The IB2B market has reflected this with a wide choice of service providers available for wholesale and retail customers, as well as with an expanding range of services that exploit technologies like the Internet, mobility and converged solutions to enable the digitization of enterprises as they look to develop and address new markets, deliver operational efficiency and improve customer relationships.

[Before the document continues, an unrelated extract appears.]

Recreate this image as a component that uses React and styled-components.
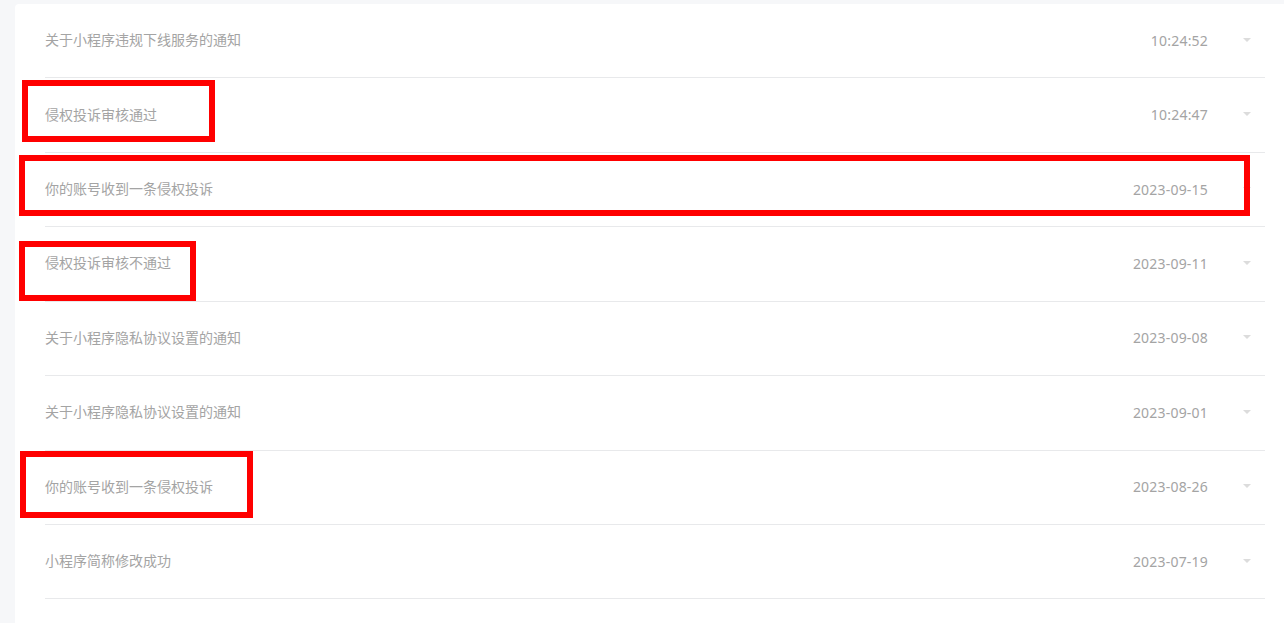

The most established global service providers (AT&T, BT Global Services, Orange Business Services and Verizon Enterprise Solutions) have struggled to deliver revenue growth as the take-up of strategic/new services has struggled to compensate for declines in revenues from legacy products. The markets for services such as cloud, security and (in the longer term) IoT have delivered strong growth but also intense competition both from established operators and new entrants. The inevitable consequence of this situation will be further supply-side consolidation, but there has not been much significant evidence of this outside of the North American market.
One intriguing potential combination is a linkage between BT Global Services and T-Systems: the two have partnered both for BT to deliver SAP solutions from T-Systems and for T-Systems to access BT’s network to extend global reach. With T-Systems’ parent Deutsche Telekom also the single largest shareholder in BT Group, a combination starts to look compelling, especially following BT Global Services’ latest accounting misdemeanours in its Italian operations.
Other key developments have included the increasing commoditization of mobile services, the inexorable growth of security services and the evolution of cloud services from niche to mainstream. The latter is also having a profound impact on the supply side model, with customers increasingly implementing hybrid solutions that can include both private and public connectivity, with data, services and applications hosted across private, public and carrier-neutral data centres. Increasingly, the management portals that orchestrate these hybrid networks will grow in importance as enterprises and organizations move to an on-demand model for their networks, computing resources and applications.
These fundamental shifts can cause confusion and concern in an environment where ICT infrastructure increasingly is the business as opposed to being a back-room activity to support the business. Service providers will increasingly compete with systems integrators and value-added resellers to ‘own’ the customer relationship at a strategic level – hoping both to cement stronger customer relationships and to secure revenues from their core service propositions. The market promises further such evolutions and challenges in the years ahead, so service providers must remain flexible, customer-focused and proactive to survive and flourish.